Adieu, Vangipurappu Venkata Sai Laxman!

Aamod
Australia v India - Fourth Test: Day 4

It was coming, it was round the corner, it was catalyzed by his last season but very few would have expected it to have hit them so suddenly. About 8600 kilometers separate Adelaide and Hyderabad and in between that, two announcements have amputated the Indian cricket team with an experience of more than 20000 test runs, 298 test matches & 32 years of international cricket (combined) and left Indian cricket with a massive hole.

Most of the 90s belonged to Tendulkar, the late 90s and early 2000s had Ganguly and Dravid in the spotlight and the late 2000s had likes of Yuvraj and Dhoni take over that role, and there was Laxman amidst all that quietly going about his job.
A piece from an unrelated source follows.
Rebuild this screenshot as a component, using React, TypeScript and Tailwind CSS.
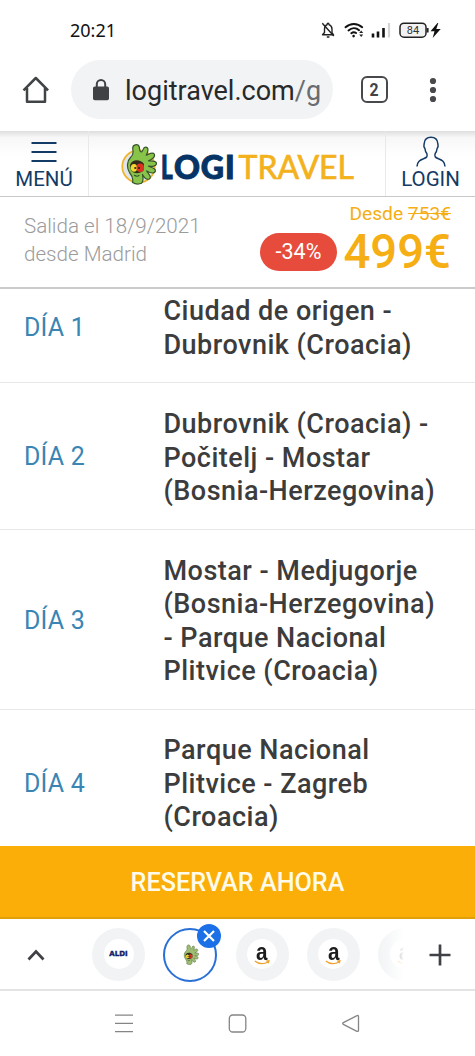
import React from 'react';

const days = [
  { day: 'DÍA 1', lines: ['Ciudad de origen -', 'Dubrovnik (Croacia)'], box: 'h-[94px] pt-[6px] pb-[20px]' },
  { day: 'DÍA 2', lines: ['Dubrovnik (Croacia) -', 'Počitelj - Mostar', '(Bosnia-Herzegovina)'], box: 'h-[146.5px] pt-[25px] pb-[20px]' },
  { day: 'DÍA 3', lines: ['Mostar - Medjugorje', '(Bosnia-Herzegovina)', '- Parque Nacional', 'Plitvice (Croacia)'], box: 'h-[180px] pt-[25px] pb-[20px]' },
  { day: 'DÍA 4', lines: ['Parque Nacional', 'Plitvice - Zagreb', '(Croacia)'], box: 'h-[146px] pt-[25px] pb-[20px]' },
];

function Creature({ className, ring = false }: { className: string; ring?: boolean }) {
  return (
    <svg viewBox="0 0 36 42" className={className} fill="none">
      {ring && <circle cx="17.500" cy="23.500" r="16.200" fill="#dfe5ea" stroke="#f0b32c" strokeWidth="1.800" />}
      <path
        d="M11.500 39.500C12.500 35.500 11 32.500 8.500 29.500C5.500 25 5.800 18 9.500 14.500C12.300 12.300 12.500 10 11.800 6.500C11 1 17.300.3 18.400 4.300C18.800 6.800 18.300 8.800 20.500 9C22.300 8.300 21.700 4.200 24.600 4.200C28 4.200 27.300 8.800 25.200 12.300C28 11.200 31.600 8.600 33.200 11C34.700 14 31 16.400 27.500 17.800C31 18 35.500 17.300 35.500 20.500C35.400 23.600 31 23.400 27.500 23.200C31.500 24.800 35.300 25.800 34.200 28.600C32.800 31.200 29 29.800 25.600 28C28 31.200 30.900 34.300 28.200 36C25.400 37.500 22.800 33.800 21.500 31.500C22 34.500 23 38.500 20.500 40.300C17.500 41.500 14 41 11.500 39.500Z"
        fill={ring ? '#88c34a' : '#9fbd72'} stroke={ring ? '#36552c' : '#5d7a48'} strokeWidth="1.200" strokeLinejoin="round"
      />
      <path d="M9 22c1.500-5.500 10-6.500 14-1l-.5 6.500c-3.800 3.500-9.500 3.500-12.500 0z" fill="#332b1c" />
      <ellipse cx="13" cy="24.800" rx="3.200" ry="3.900" fill="#f2d82e" />
      <ellipse cx="19.200" cy="24.800" rx="3.800" ry="4.200" fill="#dc3424" />
      <circle cx="14.200" cy="25" r="1" fill="#222" />
      <circle cx="18" cy="25" r="1" fill="#222" />
      <path d="M13.500 32.300c1.500 1.300 3.500 1.200 4.500 0" stroke="#36552c" strokeWidth="1.200" strokeLinecap="round" />
    </svg>
  );
}

function Amazon() {
  return (
    <div className="flex size-[53px] shrink-0 items-center justify-center rounded-full bg-[#f1f3f4]">
      <div className="flex size-[30px] flex-col items-center rounded-full bg-white pt-[3px]">
        <span className="h-[19px] scale-x-[0.86] font-['Liberation_Sans',sans-serif] text-[24px] leading-[19px] font-bold text-[#1c1c1c]">a</span>
        <svg viewBox="0 0 16 5" className="-mt-px h-[5px] w-4" fill="none">
          <path d="M.8 1C5 4.600 10.500 4.300 14.200 1.700M12 1l3-.3-.8 2.600" stroke="#f0a02c" strokeWidth="1.200" />
        </svg>
      </div>
    </div>
  );
}

function StatusBar() {
  return (
    <div className="flex h-[60px] shrink-0 items-center pl-[70px]">
      <span className="w-[250px] font-['Noto_Sans',sans-serif] text-[18px] leading-6 text-[#111]">20:21</span>
      <svg viewBox="0 0 124 20" className="h-5 w-[124px]" fill="none">
        <g stroke="#222" strokeWidth="1.400">
          <path d="M4.500 12.500V9.200c0-2.200 1-3.800 2.600-4.500 0-2 1.900-2 1.900 0 2 .7 3 2.300 3 4.500v3.500l1.500 2.100H2.500z" strokeLinejoin="round" />
          <path d="M2.300 3.300 13.800 16M6.800 17h2.600" />
        </g>
        <g stroke="#111" strokeWidth="2" strokeLinecap="round">
          <path d="M25.500 7.200c5-4.400 11.700-4.400 16.700 0M28.500 10.400c3.300-2.900 7.600-2.900 10.600-.2M31.300 13.200c1.600-1.300 3.300-1.300 4.800-.2" />
        </g>
        <circle cx="33.600" cy="16.100" r="1.300" fill="#111" />
        <path d="m39.200 13 2-2.500 2 2.500zM39.200 14.500l2 2.500 2-2.500z" fill="#222" />
        <path d="M53 13.500v4M58 11.500v6M63.500 8v9.500" stroke="#111" strokeWidth="2.600" />
        <path d="M69 3v14.500" stroke="#d4d4d4" strokeWidth="2.200" />
        <rect x="80" y="3.200" width="26" height="14" rx="4" fill="#f2f2f2" stroke="#222" strokeWidth="1.500" />
        <path d="M107.600 8v4.500" stroke="#222" strokeWidth="2" />
        <text x="93" y="14" textAnchor="middle" fontSize="11" fill="#333" fontFamily="Roboto, sans-serif">84</text>
        <path d="m117.500 3-7 8.300h4l-1.800 6.700 8-9h-4.400l2-6z" fill="#111" />
      </svg>
    </div>
  );
}

export default function App() {
  return (
    <div className="flex h-[1056px] w-[475px] flex-col overflow-hidden bg-white font-[Roboto,sans-serif]">
      <StatusBar />
      <div className="flex h-[71px] shrink-0 items-start pl-[22px]">
        <svg viewBox="0 0 28 28" className="mt-[16px] mr-[21px] h-7 w-7 shrink-0" fill="none" stroke="#414446" strokeWidth="2.500">
          <path d="M1.500 14.300 13.800 2l12.300 12.300M5 12v13.800h18V12" strokeLinejoin="round" />
        </svg>
        <div className="flex h-[59px] w-[262px] shrink-0 items-center rounded-full bg-[#f1f3f4] pl-[22px]">
          <svg viewBox="0 0 16 22" className="mr-[16px] h-[22px] w-4 shrink-0" fill="none">
            <rect y="7.500" width="16" height="13.800" rx="1.800" fill="#3f4144" />
            <path d="M3.800 8V5.200a4.200 4.200 0 0 1 8.400 0V8" stroke="#3f4144" strokeWidth="2" />
          </svg>
          <span className="pt-[3px] text-[27px] leading-8 whitespace-nowrap text-[#27292b]">logitravel.com<span className="text-[#696c70]">/g</span></span>
        </div>
        <div className="mt-[16px] ml-[28px] flex size-[27px] shrink-0 items-center justify-center rounded-[6px] border-[2.500px] border-[#47494c] text-[18px] leading-none font-bold text-[#414347]"><span className="scale-x-[0.88]">2</span></div>
        <svg viewBox="0 0 8 26" className="mt-[17px] ml-[41px] h-[26px] w-2" fill="#47494c">
          <circle cx="4" cy="4" r="3.100" /><circle cx="4" cy="13" r="3.100" /><circle cx="4" cy="22" r="3.100" />
        </svg>
      </div>

      <header className="flex h-[66px] shrink-0 border-b-[1.500px] border-[#c9c9c9] bg-linear-to-b from-[#dedede] via-[#f7f7f7] via-10% to-white to-40% text-[#143a66]">
        <div className="flex w-[89px] shrink-0 flex-col items-center border-r border-[#e9e9e9] pt-[10px]">
          <svg viewBox="0 0 26 21" className="h-[21px] w-[26px]"><path d="M.5 2h25M.5 11h25M.5 20h25" stroke="#143a66" strokeWidth="1.900" /></svg>
          <span className="mt-[5px] text-[20.500px] leading-6">MENÚ</span>
        </div>
        <div className="flex w-[297px] shrink-0 border-r border-[#e9e9e9] pl-[32px]">
          <Creature className="mt-[12px] h-[42px] w-9 shrink-0" ring />
          <div className="mt-[17px] ml-[4px] flex text-[32px] leading-[38px] whitespace-nowrap">
            <b className="w-[77.500px] shrink-0 font-[Lato,sans-serif] font-black tracking-[0.900px] text-[#063466] [-webkit-text-stroke:1px_#063466]"><span className="inline-block w-[13px] origin-left scale-x-[0.700]">L</span>OGI</b>
            <span className="origin-left font-[Lato,sans-serif] text-[#f3b21d] [-webkit-text-stroke:0.700px_#f3b21d]">TRAVEL</span>
          </div>
        </div>
        <div className="flex grow flex-col items-center pt-[5px]">
          <svg viewBox="0 0 30 32" className="h-8 w-[30px]" fill="none" stroke="#143a66" strokeWidth="1.500">
            <path d="M1 30.500c.3-5 3-6.300 6.500-7.700 3.500-1.500 4.300-2.300 3.300-5.300-1.500-1.600-1.700-3.300-1.900-5-2-2.500-.7-3.500-.7-5C8.500 3.500 11 1.300 15 1.300s6.500 2.200 6.800 6.200c0 1.500 1.300 2.500-.7 5-.2 1.700-.4 3.400-1.900 5-1 3-.2 3.800 3.300 5.300 3.500 1.400 6.200 2.700 6.500 7.700" />
          </svg>
          <span className="mt-[-1px] text-[20.500px] leading-6">LOGIN</span>
        </div>
      </header>

      <section className="flex h-[92px] shrink-0 justify-between border-b-2 border-[#cbcbcb] pr-[24px] pl-[24px]">
        <div className="pt-[14.500px] text-[20.600px] leading-[28px] font-light text-[#9b9b9b]">
          <p>Salida el 18/9/2021</p>
          <p>desde Madrid</p>
        </div>
        <div className="flex flex-col items-end text-[#f5ae14]">
          <p className="pt-[5px] text-[19.200px] leading-6">Desde <s>753€</s></p>
          <div className="flex items-center">
            <span className="mr-[6px] flex h-[38px] w-[77px] items-center justify-center rounded-full bg-[#e64b3c] pr-[1px] text-[21.500px] text-white">-34%</span>
            <span className="text-[47.300px] leading-[52px] font-medium">499€</span>
          </div>
        </div>
      </section>

      <main className="h-[557px] shrink-0 overflow-hidden">
        {days.map(({ day, lines, box }) => (
          <div key={day} className={`flex items-center border-b-[1.500px] border-[#e7e7e7] pl-[24px] ${box}`}>
            <span className="w-[139.500px] shrink-0 pb-[2px] text-[25px] leading-8 tracking-[0.200px] text-[#3985b4]">{day}</span>
            <h2 className="text-[27px] leading-[33.500px] font-medium tracking-[0.480px] whitespace-nowrap text-[#3c3c3c]">
              {lines.map((line) => <span className="block" key={line}>{line}</span>)}
            </h2>
          </div>
        ))}
      </main>

      <button className="h-[73px] shrink-0 border-b-2 border-[#e0a00b] bg-[#fbae08] pt-[2px] text-[25.200px] font-medium text-[#fffbe8]">RESERVAR AHORA</button>

      <div className="flex h-[72px] shrink-0 items-center border-b-2 border-[#e4e4e4] pt-px pl-[27px]">
        <svg viewBox="0 0 18 12" className="mr-[47px] h-3 w-[18px] shrink-0" fill="none" stroke="#3f4144" strokeWidth="2.700"><path d="m1.500 10.500 7.500-8 7.500 8" /></svg>
        <div className="flex w-[313px] shrink-0 gap-[18.300px] overflow-hidden py-[8px] [mask-image:linear-gradient(to_right,black_285px,transparent_312px)]">
          <div className="flex size-[53px] shrink-0 items-center justify-center rounded-full bg-[#f1f3f4]">
            <div className="flex size-[30px] items-center justify-center rounded-full bg-white"><span className="font-['DejaVu_Sans',sans-serif] text-[7px] leading-[8px] font-bold text-[#111b68] [-webkit-text-stroke:0.400px_#111b68]">ALDI</span></div>
          </div>
          <div className="relative flex size-[54px] shrink-0 items-center justify-center rounded-full border-[2.500px] border-[#2970d6]">
            <Creature className="h-[21px] w-[18px]" />
            <span className="absolute -top-[6px] -right-[6px] flex size-6 items-center justify-center rounded-full bg-[#1b70e8]">
              <svg viewBox="0 0 12 12" className="size-3" stroke="white" strokeWidth="2.200"><path d="m1 1 10 10M11 1 1 11" /></svg>
            </span>
          </div>
          <Amazon /><Amazon /><Amazon />
        </div>
        <svg viewBox="0 0 22 22" className="ml-[24px] size-[22px]" stroke="#3f4144" strokeWidth="2.700"><path d="M11 .5v21M.5 11h21" /></svg>
      </div>

      <nav className="flex h-[65px] items-center pl-[114px]" aria-label="Navegación">
        <svg viewBox="0 0 20 20" className="size-5" stroke="#858585" strokeWidth="1.300"><path d="M1 1.200h18M1 9.400h18M1 17.700h18" /></svg>
        <svg viewBox="0 0 20 20" className="ml-[94px] size-5" fill="none" stroke="#858585" strokeWidth="1.300"><rect x="1.300" y="1" width="16.500" height="17" rx="3.500" /></svg>
        <svg viewBox="0 0 20 20" className="ml-[93px] size-5" fill="none" stroke="#858585" strokeWidth="1.300" strokeLinejoin="round"><path d="M17.500 2.500v14c0 .8-.8 1.200-1.500.8L2.300 10.300c-.8-.4-.8-1.200 0-1.600L16 1.600c.7-.4 1.500.1 1.500.9z" /></svg>
      </nav>
    </div>
  );
}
It would astound those who aren’t stats-gurus that Laxman played his first test match just 4 months after Dravid scripted a dream debut at Lord’s in 1996! He didn’t have an initial burst like Dravid or a continuous run in international cricket at the beginning. His ODI debut too wasn’t a glamorous one; failing miserably to get going and eventually his tryst with colored cricket didn’t last too long.

He did have a few critics hovering around during his playing days, who popped up more often than he would have liked them to. He wasn’t the greatest runner between wickets, or a great outfielder and often struggled to keep detractors quiet with periods of inconsistent scores. His modest numbers in places like England, New Zealand kept asking questions about his batting in those conditions. He didn’t play international T20s nor did he have a successful IPL career, which probably suggested that he was a one-dimensional player.

This is a moment to remember what he was, rather than what he could have been. Form to Laxman was based only on the parameter of number of runs he scored, as he could be facing the first delivery of his innings or batting on 150, the exquisite manner in which the wrists maneuvered the bat to meet the delivery at the right instant never failed to repeat that bit of mechanical act! His career story resembles a cropped sine wave with a trough at the beginning and one at the end. In the middle though, the crests have portions of amplified spikes, one that have an unparallel intensity in Indian cricket. During his hey-days, he was a nemesis for Australian attacks (probably the best during that period), had an uncanny ability of churning out memorable knocks out of nowhere, and possessed a rare feature of performing better in 2nd innings of test matches; these are outstanding characteristics for a player who predominantly batted at 5 or 6 in an Indian batting line-up!

Kolkata 2001, Adelaide 2003, Mumbai 2004, Johannesburg 2006, Nottingham 2007, Perth 2008, Kolkata 2010, Colombo 2010, Mohali 2010, Durban 2010 – VVS and these test matches have an inseparable connection, one that doesn’t require any Indian fan to dig hard into his memory reserves! The venues, opposition, circumstances in the cited examples are sufficient to explain why the Indian team couldn’t do without him over the last decade or so. He wasn’t the impact factor in the line-up nor the pivot around which the batting revolved nor the run-machine who would roll out big innings just like that, but he was the one whose knocks laid milestones for Indian cricket to track its progress. He liked batting at 3, but when he realized that the team had a Dravid for that role, he customized himself for the lower-middle order job, one that had a completely different set of demands.

Laxman was good against spin and seam, a rare facet for middle-order sub-continental batsmen. Apart from his batting, he was a more-than-useful slip fielder and a safe close-in fielder and ended up with 2 test wickets as well. VVS will always remain a colossal in the history of Indian cricket, one who was an integral and an important part of the successful test side of 2000s, even though he remained an ‘highly’ under-celebrated entity in India’s success during that period. His farewell speech was similar to what he has been off-field over the last 16 years – soft-spoken and graceful. You almost get a sense that he is an ideal illustration of ‘accident of birth’; he would have been a ‘greater’ cricketer in some other era. The fact that he created an unperturbed identity for himself playing alongside likes of Dravid, Tendulkar and Ganguly asserts the quality the man possessed.

If you had to watch precise batting, you would watch Dravid bat, if you wanted to extract joy and awe, you would tune in to watch Tendulkar bat, if you wanted to enjoy flair of batting, you would watch Ganguly bat, but if you wished to visualize an artist portray his ideas on a canvas, you would undoubtedly have Laxman for that role. Alas, the curtains on the magic show have come down, one final time.